Mark R. Levin: We are doing great. If you give people a program that’s full of content and is entertaining, they want to come back, and that is what I try to do everyday at the end of the day. The show is full of substance, but on the other hand, I like to have a good time.
I have been a lifelong talk radio listener, and I know what I’ve liked. Sometimes on my show I will be working a subject, then suddenly I am boring myself. So I’ll reverse course and do something else, or have fun with a caller. But the key is you want the audience to keep coming back, otherwise you might as well talk to yourself in the bathroom.
In a lot of cities that have picked up your show, the lineup is now Rush Limbaugh, Sean Hannity and then Mark Levin.
Levin: In some cities that’s right—the smart cities. That’s a pretty dynamic ratings trio there.
Listening to your show, it seems like you are right on top of the hottest topic of the day and that you have a lot of information that not only the average person does not have, but some reporters here in Washington, D.C., may not be aware of. For example, last night you were talking about the National Intelligence Estimate on Iraq that was partially declassified by the President. How do you prepare for the show and how do you gather all this information?

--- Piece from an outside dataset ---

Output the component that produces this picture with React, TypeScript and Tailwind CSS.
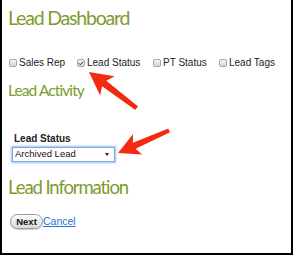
import { Check } from 'lucide-react';

function Box({ checked }: { checked?: boolean }) {
  return (
    <span className="relative inline-flex items-center justify-center shrink-0 w-[8px] h-[8px] rounded-[2px] border border-[#a8a8a8] bg-gradient-to-b from-[#f4f4f4] to-[#d6d6d6] mr-[2px]">
      {checked && <Check className="w-[7px] h-[7px] text-[#333]" strokeWidth={4} />}
    </span>
  );
}

function Arrow({ className }: { className: string }) {
  // tip sits at the left middle (0,12)
  return (
    <svg viewBox="0 0 60 24" className={className}>
      <path d="M0 12 L23 0 L19 8.5 L60 10 L60 14.5 L19 15.5 L23 24 Z" fill="#f42a10" />
    </svg>
  );
}

export default function App() {
  return (
    <div className="relative w-[293px] h-[255px] bg-white border-l-2 border-r-2 border-b-2 border-black overflow-hidden font-['Liberation_Sans',Arial,sans-serif]">
      <div className="pl-[6px] pt-[7px]">
        <h1 className="text-[19.5px] leading-[22px] text-[#7d9b2f] font-['Lato',sans-serif] tracking-[-1.2px] whitespace-nowrap">Lead Dashboard</h1>

        <div className="flex items-center mt-[28px] text-[10px] text-[#222] leading-[12px] whitespace-nowrap">
          <label className="flex items-center w-[68px] ml-[1px]"><Box />Sales Rep</label>
          <label className="flex items-center w-[76px]"><Box checked />Lead Status</label>
          <label className="flex items-center w-[66px]"><Box />PT Status</label>
          <label className="flex items-center"><Box />Lead Tags</label>
        </div>

        <h2 className="mt-[12px] text-[15.5px] leading-[18px] text-[#7d9b2f] font-['Lato',sans-serif] tracking-[-0.9px] whitespace-nowrap">Lead Activity</h2>

        <div className="mt-[34px] ml-[6px] text-[10px] font-bold text-[#222] leading-[12px]">Lead Status</div>
        <div className="mt-[2px] ml-[4px] w-[103px] h-[15px] flex items-center justify-between border border-[#7aa7e8] shadow-[0_0_2px_1px_#9cc0f5] bg-white px-[2px] text-[9.5px] text-[#111] whitespace-nowrap">
          <span>Archived Lead</span>
          <span className="w-0 h-0 border-l-[2.5px] border-r-[2.5px] border-t-[3px] border-l-transparent border-r-transparent border-t-[#222] mr-[3px]" />
        </div>

        <h2 className="mt-[14px] text-[18.5px] leading-[22px] text-[#7d9b2f] font-['Lato',sans-serif] tracking-[-1.1px] whitespace-nowrap">Lead Information</h2>

        <div className="flex items-center mt-[16px] ml-[2px]">
          <button className="h-[15px] w-[33px] rounded-full border border-[#9a9a9a] bg-gradient-to-b from-white to-[#d8d8d8] text-[9.5px] font-bold text-[#111] leading-[13px] shadow-[0_1px_1px_rgba(0,0,0,0.2)]">Next</button>
          <a className="text-[10.5px] text-[#2a6fd6] underline leading-[13px]">Cancel</a>
        </div>
      </div>

      <Arrow className="absolute left-[87px] top-[60px] w-[60px] h-[24px] rotate-[37deg] origin-left" />
      <Arrow className="absolute left-[116px] top-[141px] w-[56px] h-[24px] -rotate-[24deg] origin-left" />
    </div>
  );
}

Levin: I spend many, many hours a day on this, pulling as much information as I can. I know what topics are important to me, and I feel that that’s a judgment that every talk show host has to make and that the good talk show hosts make the right judgment. To me, it’s whatever issues are going to affect my life and my country. Also, while I’m doing the show, I keep my computer on, with access to all the wire services, and if a story breaks, I’m there, because as you guys know, lots of times politicians or government agencies put out information in the evening because they don’t want people to catch it. Well, I catch it, and I’ll use it.
For instance, the declassification of parts of the NIE. That came out late in the day, and I picked up on that and came right out and started the show with that.
But I also wanted to address the issue of the smear against George Allen. I spent a lot of the day pulling that information together from various news sources and Internet sites and other information I picked up on the telephone. Then I tried to dissect that for the listeners.
The bottom line is once people have listened to Rush and Sean, I have got to do something different. I am following the two greatest talk show hosts in American history. So whether it’s my personality, or the experience that I bring to issues, or my approach to a particular subject, I think that people who listen to all three can discern a distinction among our styles and so forth. But we are all conservatives. We all believe in liberty and national security, and that’s the common thread.
Let’s talk about the George Allen story. The Washington Post with its beating on the “macaca” story, along with other liberal establishment news outlets, seems to be making a concerted effort to defeat George Allen. Do you agree with that? And do you believe talk radio has a function in trying to quickly counter-balance the bias in the establishment media?
Levin: The liberal media know what talk radio is about—it is mostly conservative. And we conservatives know what the liberal media is about. So it is a constant tug of war, just to be perfectly blunt about it.
It is obvious that the hierarchy at the Washington Post has decided that they want to destroy George Allen—not just defeat him, but destroy him—so, in their view, he wouldn’t be a viable presidential nominee. They want to nominate the Republican nominee, and they want it to be John McCain. Conservatives don’t want it to be John McCain. They like George Allen, they like Mitt Romney, there are some others out there, too.
So the Washington Post is using the occasion of this Senate race to smear George Allen. Nobody knew what “macaca” means, and 99% of Virginians still don’t know what “macaca” means, but they are trying to leave the impression that there is something wrong with George Allen, that there is just something off about the guy when it comes to race.
The interjection of religion into this campaign—when his grandfather turns out to be Jewish—they are twisting that, that he was embarrassed by it, when in fact he was offended that they would be prying into his private life. And now, of course, there is this absolutely despicable attack on him on the “n-word.” As each allegation comes forth, they are easily dismissed. Yet, they are perpetuating this idea that there is something wrong with George Allen.
These are tactics that you see in totalitarian regimes, where false information is put out there so often that a frenzy almost builds up around it. George Allen has been a public man for a long time. They have had many opportunities to scrutinize his background. Yet, now all this comes forward because they want to take him out.
You guys remember: They tried a lot of this on Ronald Reagan. They used to try to imply that he was a racist or that he was anti-women or that he was a dumb guy or that he was dangerous and you wouldn’t want his finger anywhere near that button. They do this to all the conservatives. I’m sick and tired of it.
But one good thing we have now that we didn’t have back then is talk radio.